Stanford Prof.: U.S. 'Not in Anything Resembling' Great Depression

     More and more academics are speaking out against the media’s sensationalism of economic conditions.

 

     Pulitzer-Prize winning author and professor of history at Stanford University David M. Kennedy told Bloomberg radio Nov. 18 that the current financial crisis bears no comparison to the Great Depression.

 

     “Well, we’re not yet in anything remotely resembling the crisis, the scale of crisis of the Great Depression.” When Franklin Roosevelt took office in 19933, 13 million Americans were unemployed. “That was 25 percent of the work force,” Kennedy told Bloomberg host Tom Keene.

 

     The professor laid out exactly what has changed since the troubled 1930s.

 

     “Every bank in the country was closed shut. There was no such thing as old age pensions, there was no such thing as unemployment insurance. There was no such thing as the Securities and Exchange Commission to regulate the stock markets. There was nothing like the National Labor Relations Board to keep peaceful relations between management and labor. We have a whole array of things in place now that will make this crisis much less severe than the one of the 1930s,” said Kennedy.

 

     He also looked to the past to warn against protectionism in the U.S.

 

     “We have a thick historical record of the consequences of yielding to the temptations of protectionism and isolationism,” said Kennedy.

 

     Kennedy said that in the 1930s, almost every nation in the world enacted protectionist measures, “that essentially strangled international trade and deepened and worsened the crisis of the Depression.”

 

     “I hope we’ve learned the lesson that that’s the wrong road to take, although it’s always very, very tempting because you can sell [those] kind of policies, protecting jobs at home and taking care of our own first and so on,” the professor said.

 

     In 2004, economists at the University of California, Los Angeles (UCLA), studied the policies of President Franklin Roosevelt’s New Deal and determined his policies prolonged the Depression by seven years.

 

     Harold L. Cole and Lee E. Ohanian blamed anti-free market measures for the slow recovery in an article published in the August 2004 issue of the Journal of Political Economy.

 

     Cole and Ohanian asserted that Roosevelt thought excessive business competition led to low prices and wages, adding to the severity of the Depression.

 

     “[Roosevelt] came up with a recovery package that would be unimaginable today, allowing businesses in every industry to collude without the threat of antitrust prosecution and workers to demand salaries about 25 percent above where they ought to have been, given market forces.

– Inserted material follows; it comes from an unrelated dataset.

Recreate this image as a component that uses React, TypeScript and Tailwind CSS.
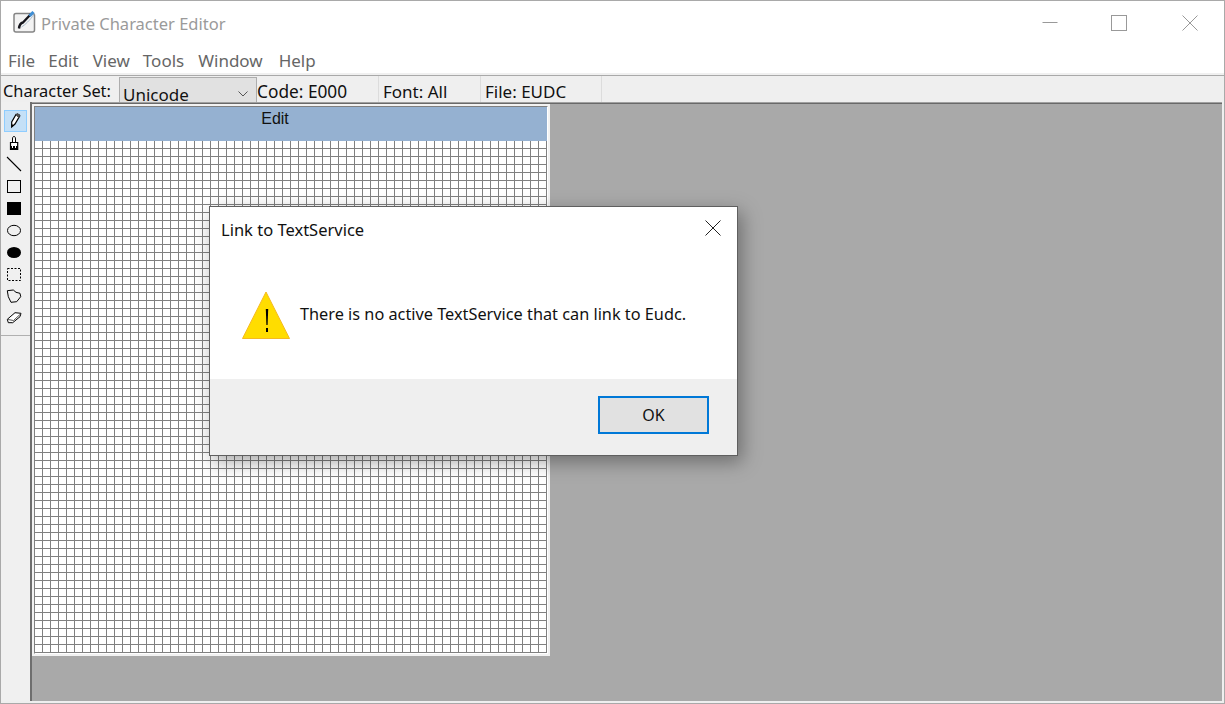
import React from "react";

function Tool({ active, children }: { active?: boolean; children: React.ReactNode }) {
  return (
    <div className={`w-[23px] h-[22px] flex items-center justify-center border ${active ? "bg-[#c4e0f7] border-[#8fcdff]" : "border-transparent"}`}>
      <svg width="18" height="18" viewBox="0 0 18 18" fill="none" stroke="#000" strokeWidth="1" className="ml-[-3px]">{children}</svg>
    </div>
  );
}

export default function App() {
  return (
    <div className="relative w-[1225px] h-[704px] overflow-hidden bg-white border border-[#a9a9a9] flex flex-col font-['Noto_Sans','Open_Sans',sans-serif] text-[#111]">
      {/* Title bar */}
      <div className="h-[38px] shrink-0 flex items-center pl-[10px] pt-[8px]">
        <svg width="28" height="26" viewBox="0 0 28 26" className="mr-[2px]">
          <rect x="3" y="2.5" width="20.5" height="18.5" rx="2" fill="#f3f3f3" stroke="#858585" strokeWidth="1.5" />
          <path d="M8 17.5 C8.5 13 10 12 12 11.5 L20 3" fill="none" stroke="#15151c" strokeWidth="2.4" />
          <path d="M10.5 16 C14 14 19 9 23 3.5" fill="none" stroke="#a9bccd" strokeWidth="1" />
          <path d="M18.5 5 L22.5 1" fill="none" stroke="#3f8fd6" strokeWidth="3" />
        </svg>
        <span className="text-[16.5px] text-[#9a9a9a] leading-none">Private Character Editor</span>
        <div className="ml-auto self-start mt-[6px] flex items-center pr-[26px] gap-[56px]">
          <svg width="16" height="16" viewBox="0 0 16 16" stroke="#999" fill="none"><path d="M0.5 7.5H15.5" /></svg>
          <svg width="16" height="16" viewBox="0 0 16 16" stroke="#999" fill="none" className="ml-[-3px]"><rect x="0.5" y="0.5" width="15" height="15" /></svg>
          <svg width="16" height="16" viewBox="0 0 16 16" stroke="#999" fill="none" className="ml-[-1px]"><path d="M0.5 0.5L15.5 15.5M15.5 0.5L0.5 15.5" /></svg>
        </div>
      </div>
      {/* Menu */}
      <div className="h-[34px] shrink-0 flex items-center pl-[7px] pt-[8px] text-[17px] text-[#666] leading-none">
        <span>File</span>
        <span className="ml-[13px]">Edit</span>
        <span className="ml-[14px]">View</span>
        <span className="ml-[13px]">Tools</span>
        <span className="ml-[14px]">Window</span>
        <span className="ml-[16px]">Help</span>
      </div>
      <div className="h-[2px] shrink-0 bg-[#f0f0f0]" />
      <div className="h-[1px] shrink-0 bg-[#a9a9a9]" />
      {/* Toolbar */}
      <div className="h-[26px] shrink-0 bg-[#efefef] flex items-stretch text-[17px] leading-none text-[#111]">
        <div className="w-[118px] pl-[2px] pt-[4px] flex items-center whitespace-nowrap text-[16.4px]">Character Set:</div>
        <div className="w-[138px] mt-[1px] bg-[#e1e1e1] border border-[#adadad] border-b-0 flex items-end pl-[3px] pr-[8px] justify-between">
          <span className="translate-y-[1px]">Unicode</span>
          <svg width="10" height="6" viewBox="0 0 10 6" fill="none" stroke="#555" className="mb-[5px]"><path d="M0.5 0.5L5 5L9.5 0.5" /></svg>
        </div>
        <div className="w-[122px] pt-[5px] flex items-center border-r border-[#dcdcdc] text-[17.3px]">Code: E000</div>
        <div className="w-[102px] pl-[4px] pt-[4px] flex items-center border-r border-[#dcdcdc]">Font: All</div>
        <div className="w-[121px] pl-[4px] pt-[4px] flex items-center border-r border-[#dcdcdc]">File: EUDC</div>
      </div>
      {/* Body */}
      <div className="flex-1 flex min-h-0 bg-[#efefef] pb-[2px] pr-[2px]">
        <div className="w-[29px] shrink-0 bg-[#f0f0f0] flex flex-col">
          <div className="h-[234px] border-b border-[#b0b0b0] pt-[8px] pl-[3px] flex flex-col">
            <Tool active>
              <path d="M6.7 15 L6.7 10 L11 2.5 L14.7 4 L10 12 Z" fill="#fff" strokeWidth="1.2" />
              <path d="M11 2.5 L12 1.5 L15 3 L13.5 5.5 Z" fill="#555" stroke="#444" />
              <path d="M6.5 15.5 L6.5 12 L8.8 13.3 Z" fill="#000" stroke="none" />
            </Tool>
            <Tool>
              <path d="M7.5 5 C7.5 1.5 10.5 1.5 10.5 5 V8.5 H7.5 Z" fill="#fff" />
              <path d="M5.5 8.5 H12.7 V15.5 H5.5 Z" fill="#fff" strokeWidth="1.2" />
              <path d="M5.5 12 H12.7 V16 H5.5 Z" fill="#000" stroke="none" />
              <path d="M7.5 12 V14 M10.5 12 V14" stroke="#fff" />
            </Tool>
            <Tool><path d="M2 1 L16 15" strokeWidth="1.1" /></Tool>
            <Tool><rect x="2.5" y="2.5" width="13" height="12" /></Tool>
            <Tool><rect x="2" y="2" width="14" height="13" fill="#000" stroke="none" /></Tool>
            <Tool><ellipse cx="9" cy="8.5" rx="6.5" ry="5.2" /></Tool>
            <Tool><ellipse cx="9" cy="8.5" rx="7" ry="5.5" fill="#000" stroke="none" /></Tool>
            <Tool><rect x="2.5" y="2.5" width="13" height="12" strokeDasharray="2 1.5" /></Tool>
            <Tool><path d="M2.3 2.7 L8.3 2 L11 4.3 L15 5.3 L15.7 8.7 L11.7 13.7 L6 14.3 L3.3 8.7 Z" strokeLinejoin="round" /></Tool>
            <Tool>
              <path d="M2.3 9.3 L10 2.7 L16 3.3 L15 6.7 L7.7 12.7 L3.3 12.7 Z" fill="#fff" strokeLinejoin="round" />
              <path d="M3 9.5 L8.5 10.5 L15.5 4" stroke="#555" />
            </Tool>
          </div>
        </div>
        <div className="w-[2px] shrink-0 bg-[#6e6e6e]" />
        <div className="flex-1 min-w-0 flex flex-col border-t border-t-[#a0a0a0]">
          <div className="flex-1 min-h-0 bg-[#a9a9a9] border-t border-t-[#696969]">
            <div className="w-[518px] h-[552px] bg-[#f2f2f2] p-[2px]">
              <div className="h-full flex flex-col border-t border-l border-t-[#808080] border-l-[#808080] border-r border-b border-r-white border-b-white">
                <div className="h-[34px] shrink-0 bg-[#95b1d1] pr-[32px] text-center text-[16px] leading-[24px] text-[#111] font-['Liberation_Sans',sans-serif]">Edit</div>
                <div className="flex-1 bg-white bg-[linear-gradient(to_right,#808080_1px,transparent_1px),linear-gradient(to_bottom,#808080_1px,transparent_1px)] bg-[length:8px_8px] bg-[position:7px_7px]" />
              </div>
            </div>
          </div>
        </div>
      </div>
      {/* Dialog */}
      <div className="absolute left-[208px] top-[205px] w-[529px] h-[250px] bg-white border border-[#5f5f5f] shadow-[4px_6px_18px_rgba(0,0,0,0.35)] flex flex-col">
        <div className="h-[172px] shrink-0 flex flex-col">
          <div className="h-[46px] flex items-center justify-between pl-[11px] pr-[16px]">
            <span className="text-[16.5px] leading-none text-[#111]">Link to TextService</span>
            <svg width="16" height="16" viewBox="0 0 16 16" stroke="#222" fill="none" className="mb-[4px]"><path d="M0.5 0.5L15.5 15.5M15.5 0.5L0.5 15.5" /></svg>
          </div>
          <div className="flex items-center pl-[32px] pt-[38px]">
            <svg width="48" height="48" viewBox="0 0 48 48" className="mr-[10px]">
              <path d="M24 1 L47.5 47.5 L0.5 47.5 Z" fill="#ffdd00" stroke="#f5b921" strokeWidth="1" />
              <path d="M23.8 18 H26.2 L25.6 34 H24.4 Z" fill="#000" />
              <rect x="24" y="37" width="2" height="4" fill="#000" />
            </svg>
            <span className="text-[16.3px] leading-none text-[#111] mb-[1px]">There is no active TextService that can link to Eudc.</span>
          </div>
        </div>
        <div className="flex-1 bg-[#efefef] flex items-start justify-end pt-[17px] pr-[28px]">
          <div className="w-[111px] h-[38px] bg-[#e1e1e1] border-2 border-[#0078d7] flex items-center justify-center text-[16px] text-[#111]">OK</div>
        </div>
      </div>
    </div>
  );
}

The economy was poised for a beautiful recovery, but that recovery was stalled by these misguided policies," Cole said in a press release dated Aug. 10, 2004.

 

     Tom Cooley, Dean of the NYU Stern School of Business, mentioned this point in an Oct. 13 Newsweek web exclusive. “[M]ost economists and economic historians now realize that FDR’s experimentation and interference with markets probably prolonged the depression considerably,” Cooley said.

 

     So what would a new, New Deal do the current economy? Economist Robert Higgs told the Business & Media Institute Oct. 29 that he “cannot imagine a worse course of action, short of outright socialization of the entire economy. The measures comprised in a new New Deal will not hasten general economist recovery, but will only bulk up the power of government and transfer income to privileged interest groups at the expense of taxpayers and consumers.”

 

     Kennedy is the author of “Freedom From Fear: The American People in Depression and War, 1929-1945.”